» Stated task:
Select and reproduce each line of the listing below that bears the string "matches".

──────────────────────────────

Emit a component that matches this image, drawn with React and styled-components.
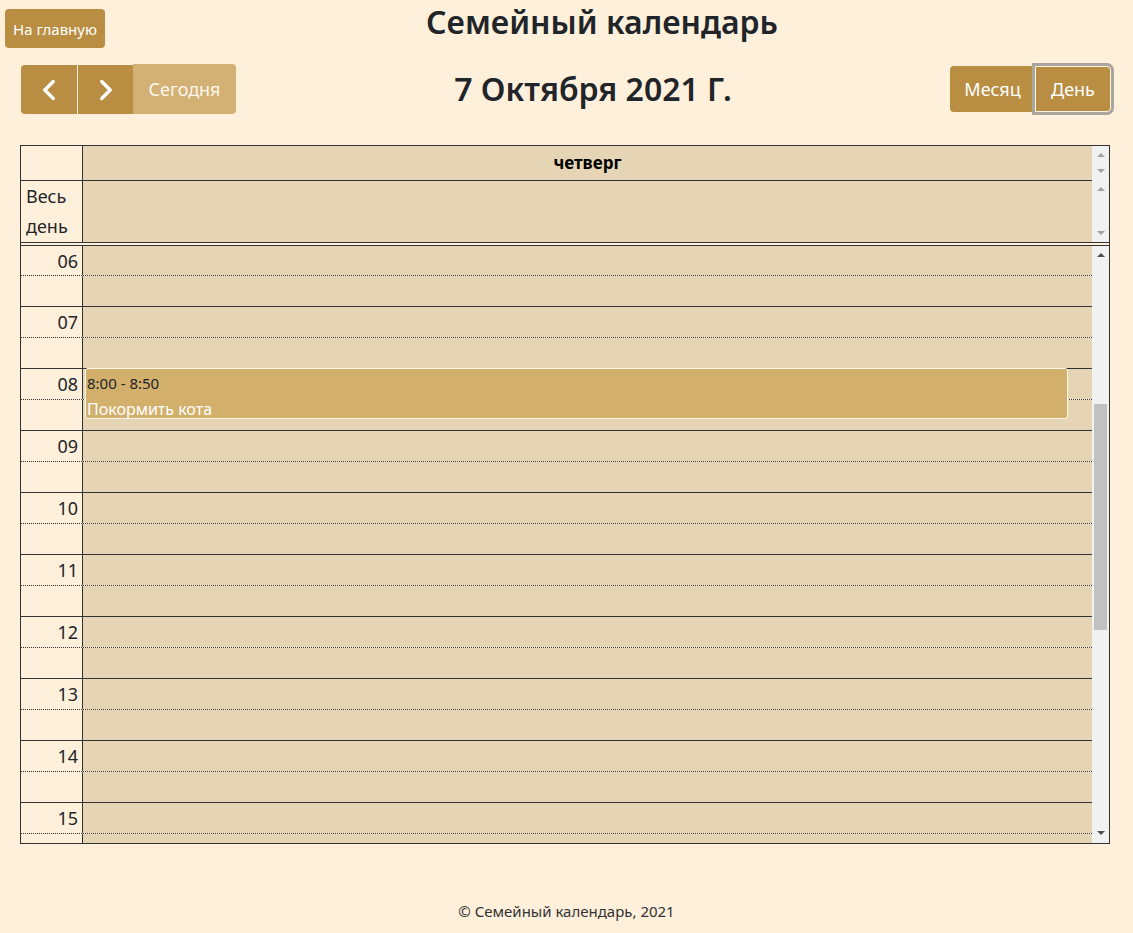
import React from 'react'
import styled, { createGlobalStyle } from 'styled-components'
import { ChevronLeft, ChevronRight } from 'lucide-react'

const GlobalStyle = createGlobalStyle`
  html, body {
    margin: 0;
    padding: 0;
    background: #fff0db;
    font-family: 'Noto Sans', 'Open Sans', sans-serif;
    color: #212529;
  }
  * { box-sizing: border-box; }
`

const hours = ['06', '07', '08', '09', '10', '11', '12', '13', '14', '15']

const App = () => {
  return (
    <Page>
      <GlobalStyle />
      <TopBar>
        <HomeButton>На главную</HomeButton>
        <SiteTitle>Семейный календарь</SiteTitle>
      </TopBar>

      <Toolbar>
        <ButtonGroup>
          <NavButton $first>
            <ChevronLeft size={34} strokeWidth={2.4} />
          </NavButton>
          <NavButton $divider>
            <ChevronRight size={34} strokeWidth={2.4} />
          </NavButton>
          <TodayButton>Сегодня</TodayButton>
        </ButtonGroup>
        <DateTitle>7 Октября 2021 Г.</DateTitle>
        <ViewGroup>
          <ViewButton $first>Месяц</ViewButton>
          <ViewButton $active>День</ViewButton>
        </ViewGroup>
      </Toolbar>

      <Frame>
        <HeaderSection>
          <AxisCell />
          <DayHeader>четверг</DayHeader>
          <Gutter>
            <Arrow $up $light />
            <Arrow $light />
          </Gutter>
          <AllDayLabel>
            Весь
            <br />
            день
          </AllDayLabel>
          <AllDayCell />
          <Gutter $tall>
            <Arrow $up $light />
            <Arrow $light />
          </Gutter>
        </HeaderSection>

        <Body>
          <TimeGrid>
            {hours.map((h) => (
              <HourRow key={h}>
                <Slot $dotted>
                  <TimeLabel>{h}</TimeLabel>
                  <SlotLane />
                </Slot>
                <Slot>
                  <TimeLabel />
                  <SlotLane />
                </Slot>
              </HourRow>
            ))}
            <Event>
              <EventTime>8:00 - 8:50</EventTime>
              <EventTitle>Покормить кота</EventTitle>
            </Event>
          </TimeGrid>
          <Scrollbar>
            <Arrow $up />
            <Thumb />
            <Arrow />
          </Scrollbar>
        </Body>
      </Frame>

      <Footer>© Семейный календарь, 2021</Footer>
    </Page>
  )
}

const Page = styled.div`
  width: 1133px;
  min-height: 933px;
`

const TopBar = styled.header`
  display: flex;
  align-items: flex-start;
  height: 48px;
`

const HomeButton = styled.button`
  margin: 9px 0 0 5px;
  height: 39px;
  padding: 0 8px;
  border: none;
  border-radius: 4px;
  background: #b98e42;
  color: #fff;
  font-family: inherit;
  font-size: 15px;
  white-space: nowrap;
`

const SiteTitle = styled.h2`
  flex: 1;
  margin: 3px 0 0;
  padding-right: 34px;
  text-align: center;
  font-size: 32px;
  font-weight: 600;
  line-height: 38px;
  color: #212529;
`

const Toolbar = styled.div`
  display: flex;
  justify-content: space-between;
  align-items: center;
  height: 50px;
  margin-top: 16px;
  padding: 0 22px 0 21px;
`

const ButtonGroup = styled.div`
  display: flex;
  height: 50px;
`

const NavButton = styled.button`
  width: 56px;
  height: 100%;
  display: flex;
  align-items: center;
  justify-content: center;
  padding: 0;
  border: none;
  border-top: 1px solid #fff3e2;
  border-left: ${(p) => (p.$divider ? '1px solid #fff3e2' : 'none')};
  border-radius: ${(p) => (p.$first ? '4px 0 0 4px' : '0')};
  background: #b98e42;
  color: #fff;
`

const TodayButton = styled.button`
  width: 103px;
  height: 100%;
  border: none;
  border-radius: 0 4px 4px 0;
  background: #d3b074;
  color: #fff8ee;
  font-family: inherit;
  font-size: 18px;
`

const DateTitle = styled.h2`
  margin: 0;
  font-size: 32px;
  font-weight: 600;
  line-height: 38px;
  color: #212529;
`

const ViewGroup = styled.div`
  display: flex;
  height: 46px;
`

const ViewButton = styled.button`
  height: 100%;
  width: ${(p) => (p.$first ? '85px' : '76px')};
  padding: 0 12px;
  border: ${(p) => (p.$active ? '1px solid #fff3e2' : 'none')};
  border-radius: ${(p) => (p.$first ? '4px 0 0 4px' : '0 4px 4px 0')};
  box-shadow: ${(p) => (p.$active ? '0 0 0 3px #aaa69e' : 'none')};
  background: #b98e42;
  color: #fff;
  font-family: inherit;
  font-size: 18px;
`

const Frame = styled.div`
  margin: 31px 23px 0 20px;
  border: 1px solid #333;
  background: #fff0db;
`

const HeaderSection = styled.div`
  display: grid;
  grid-template-columns: 62px 1fr 17px;
  grid-template-rows: 35px 61px;
  border-bottom: 1px solid #333;
`

const AxisCell = styled.div`
  border-right: 1px solid #333;
  border-bottom: 1px solid #333;
`

const DayHeader = styled.div`
  background: #e6d5b5;
  border-bottom: 1px solid #333;
  text-align: center;
  font-size: 17px;
  font-weight: 700;
  line-height: 34px;
  color: #000;
`

const AllDayLabel = styled.div`
  border-right: 1px solid #333;
  padding-left: 5px;
  font-size: 18px;
  line-height: 30px;
`

const AllDayCell = styled.div`
  background: #e6d5b5;
`

const Gutter = styled.div`
  background: #f1f1f1;
  display: flex;
  flex-direction: column;
  align-items: center;
  justify-content: space-between;
  padding: ${(p) => (p.$tall ? '6px 0 7px' : '7px 0 8px')};
`

const Arrow = styled.span`
  width: 0;
  height: 0;
  border-left: 4px solid transparent;
  border-right: 4px solid transparent;
  ${(p) =>
    p.$up
      ? `border-bottom: 4px solid ${p.$light ? '#a3a3a3' : '#505050'};`
      : `border-top: 4px solid ${p.$light ? '#a3a3a3' : '#505050'};`}
`

const Body = styled.div`
  display: flex;
  height: 598px;
  margin-top: 2px;
  border-top: 1px solid #333;
`

const TimeGrid = styled.div`
  position: relative;
  flex: 1;
  overflow: hidden;
`

const HourRow = styled.div`
  display: flex;
  flex-direction: column;

  &:first-child > div:first-child {
    height: 30px;
  }
`

const Slot = styled.div`
  display: grid;
  grid-template-columns: 62px 1fr;
  height: 31px;
  border-bottom: 1px ${(p) => (p.$dotted ? 'dotted' : 'solid')} #333;
`

const TimeLabel = styled.div`
  border-right: 1px solid #333;
  padding: 3px 4px 0 0;
  text-align: right;
  font-size: 18px;
  line-height: 24px;
  color: #212529;
`

const SlotLane = styled.div`
  background: #e6d5b5;
`

const Event = styled.div`
  position: absolute;
  top: 122px;
  left: 64px;
  right: 24px;
  height: 51px;
  padding: 2px 1px 0;
  border: 1px solid #fff6ea;
  border-radius: 3px;
  background: #d3af6c;
`

const EventTime = styled.div`
  font-size: 15px;
  line-height: 24px;
  color: #212529;
`

const EventTitle = styled.div`
  margin-top: 3px;
  font-size: 16px;
  line-height: 22px;
  color: #fff;
`

const Scrollbar = styled.div`
  position: relative;
  width: 17px;
  background: #f1f1f1;
  display: flex;
  flex-direction: column;
  align-items: center;
  justify-content: space-between;
  padding: 7px 0 8px;
`

const Thumb = styled.div`
  position: absolute;
  top: 158px;
  left: 2px;
  width: 13px;
  height: 226px;
  background: #c1c1c1;
`

const Footer = styled.footer`
  margin-top: 57px;
  text-align: center;
  font-size: 15px;
  line-height: 20px;
  color: #333;
`

export default App
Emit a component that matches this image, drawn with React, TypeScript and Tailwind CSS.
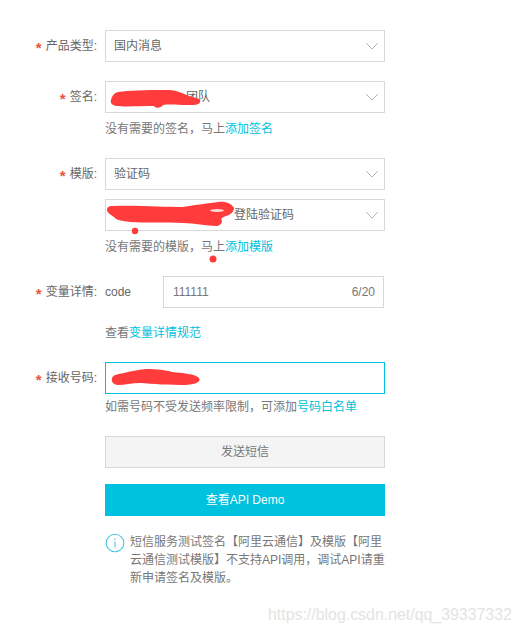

──────────────────────────────

» Task response:
Emit a component that matches this image, drawn with React and styled-components.
Emit a component that matches this image, drawn with React, TypeScript and Tailwind CSS.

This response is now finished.